▸ **EXERCISE**:
State how many lines of the data contain the word "this", and write nothing besides the number.

++++ EXERCISE DATA ++++

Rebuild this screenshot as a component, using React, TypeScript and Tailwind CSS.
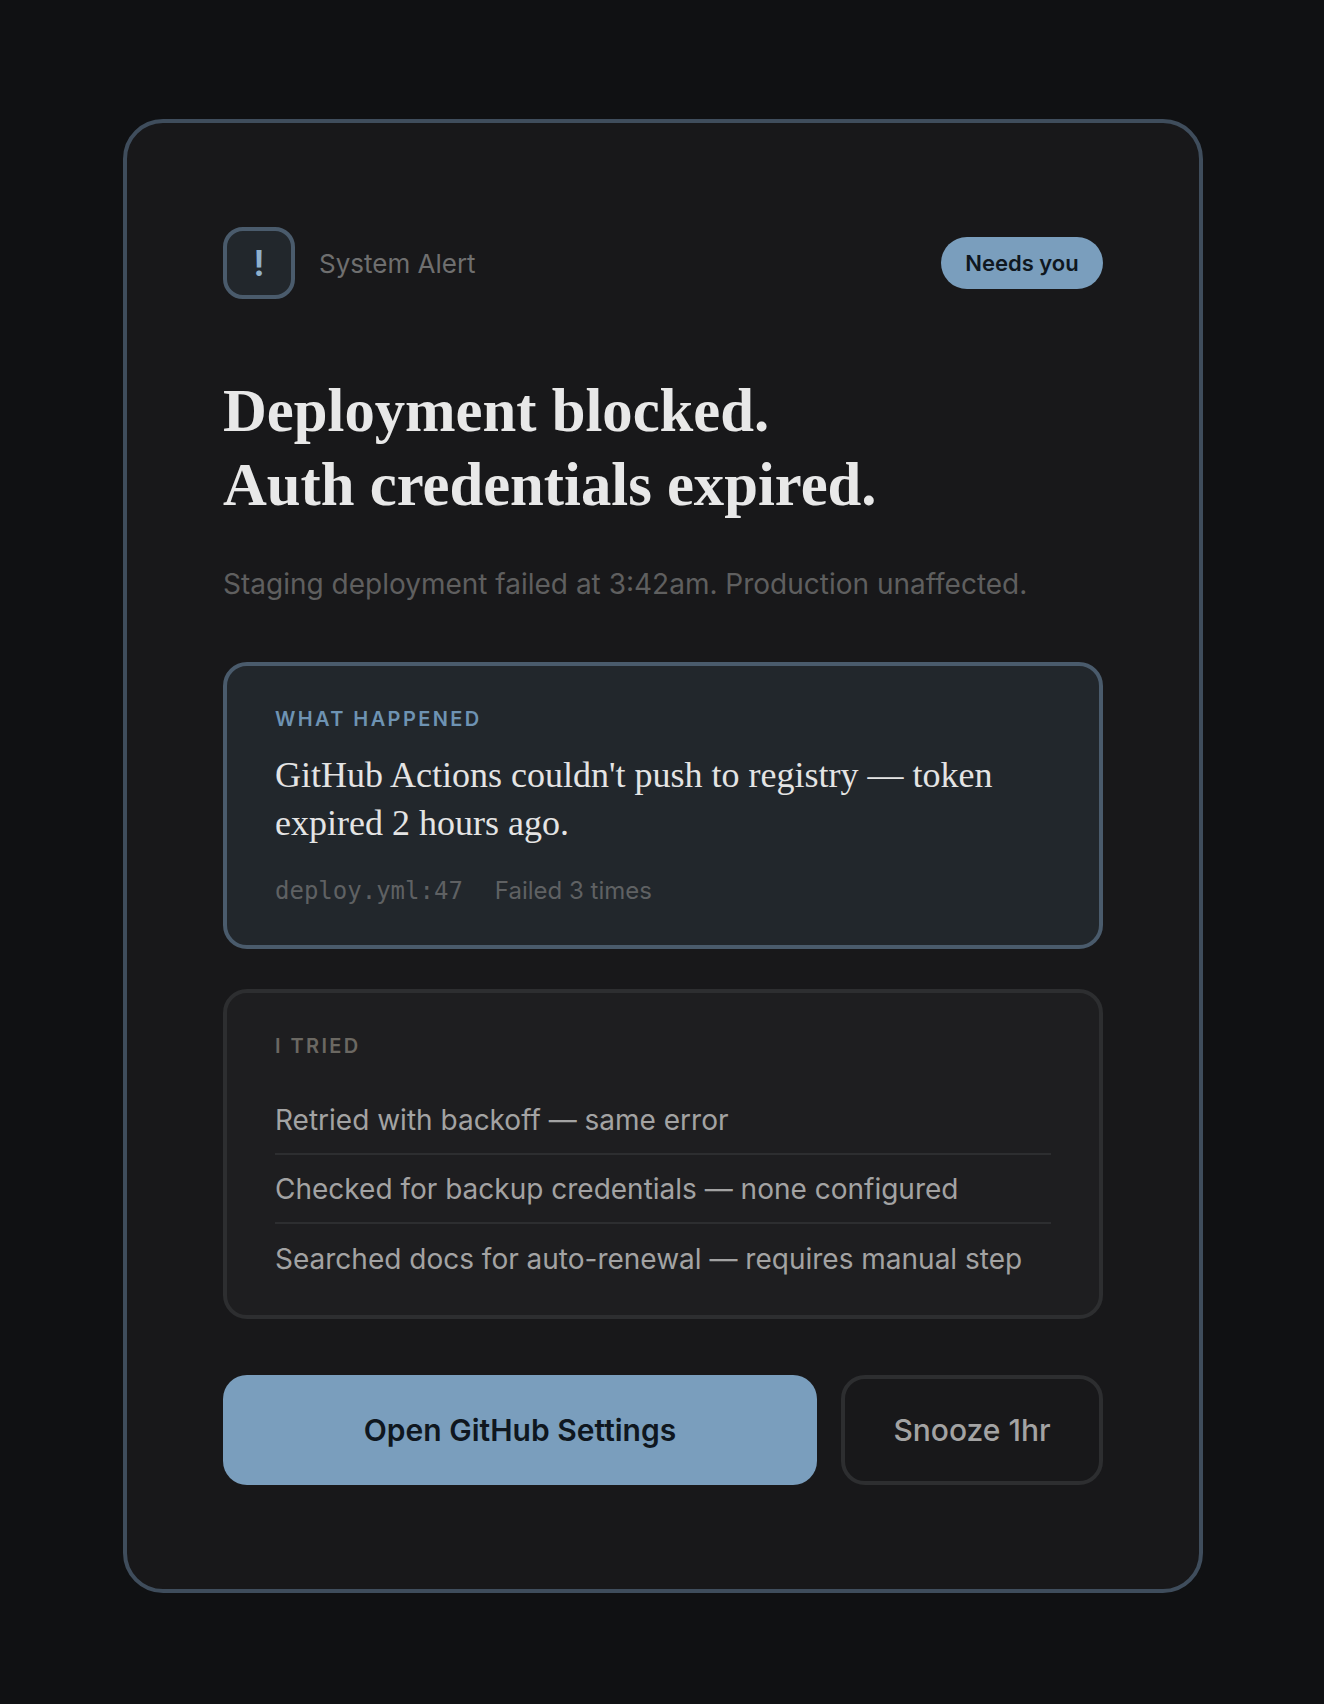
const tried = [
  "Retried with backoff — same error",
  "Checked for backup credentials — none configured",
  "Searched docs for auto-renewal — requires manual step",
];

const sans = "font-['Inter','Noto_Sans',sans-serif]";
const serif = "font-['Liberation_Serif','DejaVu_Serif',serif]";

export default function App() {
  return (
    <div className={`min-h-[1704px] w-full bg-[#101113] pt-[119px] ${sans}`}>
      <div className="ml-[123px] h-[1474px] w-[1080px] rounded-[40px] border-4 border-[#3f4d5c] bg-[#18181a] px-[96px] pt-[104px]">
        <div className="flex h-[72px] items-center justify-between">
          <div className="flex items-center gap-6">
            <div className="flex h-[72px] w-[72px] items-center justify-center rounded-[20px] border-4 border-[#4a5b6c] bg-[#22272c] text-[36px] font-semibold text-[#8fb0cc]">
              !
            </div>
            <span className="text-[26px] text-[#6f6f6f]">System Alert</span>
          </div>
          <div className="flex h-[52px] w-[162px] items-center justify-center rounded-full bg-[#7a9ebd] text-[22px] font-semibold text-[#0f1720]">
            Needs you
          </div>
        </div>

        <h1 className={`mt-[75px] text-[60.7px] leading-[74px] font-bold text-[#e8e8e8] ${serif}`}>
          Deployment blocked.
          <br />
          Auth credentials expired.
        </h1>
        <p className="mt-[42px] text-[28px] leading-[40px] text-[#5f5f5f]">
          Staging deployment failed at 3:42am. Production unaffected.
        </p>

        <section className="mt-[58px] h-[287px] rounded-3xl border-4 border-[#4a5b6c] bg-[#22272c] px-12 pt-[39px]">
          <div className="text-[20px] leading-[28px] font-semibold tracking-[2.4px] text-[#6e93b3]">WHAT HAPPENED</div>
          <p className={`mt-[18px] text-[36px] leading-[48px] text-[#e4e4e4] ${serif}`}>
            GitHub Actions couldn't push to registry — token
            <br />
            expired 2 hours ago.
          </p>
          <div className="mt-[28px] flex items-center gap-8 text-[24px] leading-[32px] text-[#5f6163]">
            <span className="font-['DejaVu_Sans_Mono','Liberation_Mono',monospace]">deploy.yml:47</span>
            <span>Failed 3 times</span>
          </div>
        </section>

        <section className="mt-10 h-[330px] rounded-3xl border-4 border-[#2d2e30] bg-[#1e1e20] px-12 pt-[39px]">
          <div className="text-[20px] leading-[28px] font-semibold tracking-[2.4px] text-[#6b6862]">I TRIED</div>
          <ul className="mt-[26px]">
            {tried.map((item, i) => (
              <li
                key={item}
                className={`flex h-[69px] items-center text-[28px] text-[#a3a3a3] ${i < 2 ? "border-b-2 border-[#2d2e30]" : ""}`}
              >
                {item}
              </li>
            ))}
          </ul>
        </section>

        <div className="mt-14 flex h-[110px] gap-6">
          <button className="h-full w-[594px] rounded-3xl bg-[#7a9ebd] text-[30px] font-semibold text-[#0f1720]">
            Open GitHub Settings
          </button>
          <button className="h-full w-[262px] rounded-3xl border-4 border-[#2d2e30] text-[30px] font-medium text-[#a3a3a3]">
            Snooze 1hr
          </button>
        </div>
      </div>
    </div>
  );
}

++++
++++ EXERCISE DATA ++++

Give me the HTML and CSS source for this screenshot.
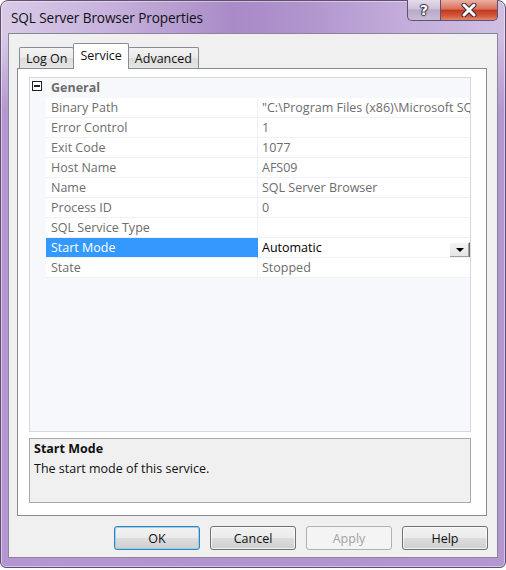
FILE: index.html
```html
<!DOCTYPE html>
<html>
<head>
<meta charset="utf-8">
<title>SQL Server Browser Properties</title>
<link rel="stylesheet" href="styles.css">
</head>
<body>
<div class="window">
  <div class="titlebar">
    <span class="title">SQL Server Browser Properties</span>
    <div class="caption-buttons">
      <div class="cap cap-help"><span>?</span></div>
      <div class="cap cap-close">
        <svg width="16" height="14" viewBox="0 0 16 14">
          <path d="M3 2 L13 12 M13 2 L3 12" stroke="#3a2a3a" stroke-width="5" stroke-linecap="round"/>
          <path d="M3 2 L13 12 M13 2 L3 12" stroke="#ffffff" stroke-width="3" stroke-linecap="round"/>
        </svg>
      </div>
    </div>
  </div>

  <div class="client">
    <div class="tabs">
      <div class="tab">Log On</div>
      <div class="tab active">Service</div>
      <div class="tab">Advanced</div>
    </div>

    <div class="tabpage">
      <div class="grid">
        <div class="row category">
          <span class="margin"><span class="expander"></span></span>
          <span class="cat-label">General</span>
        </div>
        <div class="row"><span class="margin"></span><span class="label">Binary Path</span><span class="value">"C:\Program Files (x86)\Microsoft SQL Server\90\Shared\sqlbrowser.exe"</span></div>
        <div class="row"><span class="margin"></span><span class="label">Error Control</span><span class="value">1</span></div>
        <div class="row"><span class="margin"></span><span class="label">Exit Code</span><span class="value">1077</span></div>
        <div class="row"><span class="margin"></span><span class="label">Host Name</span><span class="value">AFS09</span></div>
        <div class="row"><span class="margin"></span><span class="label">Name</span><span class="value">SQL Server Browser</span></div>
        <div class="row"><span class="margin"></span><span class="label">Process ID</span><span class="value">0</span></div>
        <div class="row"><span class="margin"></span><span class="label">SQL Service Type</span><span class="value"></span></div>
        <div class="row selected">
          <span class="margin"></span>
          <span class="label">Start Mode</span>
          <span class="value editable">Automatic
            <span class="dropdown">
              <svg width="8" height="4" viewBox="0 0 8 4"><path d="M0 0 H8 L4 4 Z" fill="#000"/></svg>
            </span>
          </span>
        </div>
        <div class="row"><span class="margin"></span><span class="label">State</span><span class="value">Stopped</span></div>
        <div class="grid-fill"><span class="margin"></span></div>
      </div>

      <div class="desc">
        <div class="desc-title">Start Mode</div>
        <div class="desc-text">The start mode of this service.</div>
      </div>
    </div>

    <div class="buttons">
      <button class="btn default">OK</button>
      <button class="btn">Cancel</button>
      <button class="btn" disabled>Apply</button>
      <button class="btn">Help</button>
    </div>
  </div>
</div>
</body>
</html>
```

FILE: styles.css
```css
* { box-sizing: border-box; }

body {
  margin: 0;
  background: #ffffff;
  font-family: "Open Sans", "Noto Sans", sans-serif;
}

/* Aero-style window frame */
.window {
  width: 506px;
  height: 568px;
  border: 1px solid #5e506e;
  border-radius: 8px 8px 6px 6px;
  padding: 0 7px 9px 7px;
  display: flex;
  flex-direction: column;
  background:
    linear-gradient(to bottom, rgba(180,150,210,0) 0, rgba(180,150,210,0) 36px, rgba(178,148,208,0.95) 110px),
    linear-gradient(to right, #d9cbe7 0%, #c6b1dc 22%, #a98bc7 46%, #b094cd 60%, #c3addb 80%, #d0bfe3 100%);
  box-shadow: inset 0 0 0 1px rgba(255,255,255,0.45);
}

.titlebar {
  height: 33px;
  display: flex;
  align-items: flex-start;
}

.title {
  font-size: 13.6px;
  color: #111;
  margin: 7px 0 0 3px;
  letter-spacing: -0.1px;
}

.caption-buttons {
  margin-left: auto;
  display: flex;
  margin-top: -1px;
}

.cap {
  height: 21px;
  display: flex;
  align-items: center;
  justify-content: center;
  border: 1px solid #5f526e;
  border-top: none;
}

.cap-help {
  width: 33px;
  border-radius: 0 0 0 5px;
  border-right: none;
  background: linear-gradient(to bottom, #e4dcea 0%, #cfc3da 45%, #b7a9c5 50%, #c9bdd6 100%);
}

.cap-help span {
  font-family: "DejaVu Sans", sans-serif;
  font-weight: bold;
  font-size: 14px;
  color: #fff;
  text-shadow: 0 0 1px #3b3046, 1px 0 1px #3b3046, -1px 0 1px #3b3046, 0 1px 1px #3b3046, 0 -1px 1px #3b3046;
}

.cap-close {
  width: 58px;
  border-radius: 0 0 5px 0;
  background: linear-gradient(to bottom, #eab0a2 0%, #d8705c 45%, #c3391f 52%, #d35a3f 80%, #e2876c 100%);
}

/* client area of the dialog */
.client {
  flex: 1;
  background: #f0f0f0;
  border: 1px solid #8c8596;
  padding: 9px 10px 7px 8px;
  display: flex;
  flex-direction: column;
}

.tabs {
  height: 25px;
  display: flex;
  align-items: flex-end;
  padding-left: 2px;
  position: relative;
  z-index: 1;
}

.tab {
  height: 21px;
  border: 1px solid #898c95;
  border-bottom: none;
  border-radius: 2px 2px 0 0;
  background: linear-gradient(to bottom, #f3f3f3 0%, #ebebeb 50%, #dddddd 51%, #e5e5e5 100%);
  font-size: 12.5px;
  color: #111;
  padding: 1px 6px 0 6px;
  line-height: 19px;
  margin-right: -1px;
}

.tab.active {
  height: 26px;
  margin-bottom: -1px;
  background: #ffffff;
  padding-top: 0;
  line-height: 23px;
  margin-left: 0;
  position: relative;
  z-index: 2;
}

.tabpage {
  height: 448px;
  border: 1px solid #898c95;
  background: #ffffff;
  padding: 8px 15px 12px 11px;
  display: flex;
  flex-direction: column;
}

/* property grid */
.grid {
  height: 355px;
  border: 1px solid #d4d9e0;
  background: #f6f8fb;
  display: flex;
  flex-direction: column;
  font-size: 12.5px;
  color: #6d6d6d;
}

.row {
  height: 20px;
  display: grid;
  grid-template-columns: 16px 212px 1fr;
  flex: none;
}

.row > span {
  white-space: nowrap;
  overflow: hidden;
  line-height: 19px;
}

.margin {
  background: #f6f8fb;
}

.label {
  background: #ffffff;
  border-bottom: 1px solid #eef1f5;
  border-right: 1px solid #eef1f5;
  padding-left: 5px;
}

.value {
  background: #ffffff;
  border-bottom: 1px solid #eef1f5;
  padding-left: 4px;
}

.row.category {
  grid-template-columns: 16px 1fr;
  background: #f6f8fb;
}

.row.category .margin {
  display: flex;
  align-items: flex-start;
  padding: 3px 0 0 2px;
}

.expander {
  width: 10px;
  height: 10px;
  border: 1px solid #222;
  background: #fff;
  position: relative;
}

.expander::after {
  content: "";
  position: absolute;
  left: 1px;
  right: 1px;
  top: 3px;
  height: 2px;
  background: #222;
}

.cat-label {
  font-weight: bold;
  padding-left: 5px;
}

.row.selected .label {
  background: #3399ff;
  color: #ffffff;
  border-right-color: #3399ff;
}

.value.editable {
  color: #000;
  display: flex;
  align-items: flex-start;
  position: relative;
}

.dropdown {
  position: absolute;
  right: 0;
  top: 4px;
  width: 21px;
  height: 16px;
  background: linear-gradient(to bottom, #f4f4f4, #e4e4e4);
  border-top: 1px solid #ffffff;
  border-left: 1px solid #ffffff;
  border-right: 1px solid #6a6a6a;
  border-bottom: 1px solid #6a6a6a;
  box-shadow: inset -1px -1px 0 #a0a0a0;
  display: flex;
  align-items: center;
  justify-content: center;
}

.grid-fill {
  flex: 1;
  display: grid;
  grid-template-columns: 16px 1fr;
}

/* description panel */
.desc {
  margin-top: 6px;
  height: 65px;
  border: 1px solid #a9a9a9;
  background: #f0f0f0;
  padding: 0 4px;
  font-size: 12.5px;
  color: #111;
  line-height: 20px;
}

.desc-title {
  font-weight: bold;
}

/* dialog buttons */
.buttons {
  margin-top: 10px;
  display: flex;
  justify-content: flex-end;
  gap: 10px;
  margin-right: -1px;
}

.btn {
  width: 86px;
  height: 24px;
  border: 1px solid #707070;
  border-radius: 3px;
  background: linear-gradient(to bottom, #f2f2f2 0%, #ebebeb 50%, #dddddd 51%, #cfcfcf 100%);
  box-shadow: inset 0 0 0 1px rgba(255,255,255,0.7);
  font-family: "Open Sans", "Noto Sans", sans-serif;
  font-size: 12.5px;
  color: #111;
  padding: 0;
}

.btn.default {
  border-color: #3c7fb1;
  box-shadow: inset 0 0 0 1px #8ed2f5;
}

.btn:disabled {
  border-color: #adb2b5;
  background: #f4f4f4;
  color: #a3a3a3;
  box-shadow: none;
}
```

++++

▸ **WRITTEN ANSWER**:
3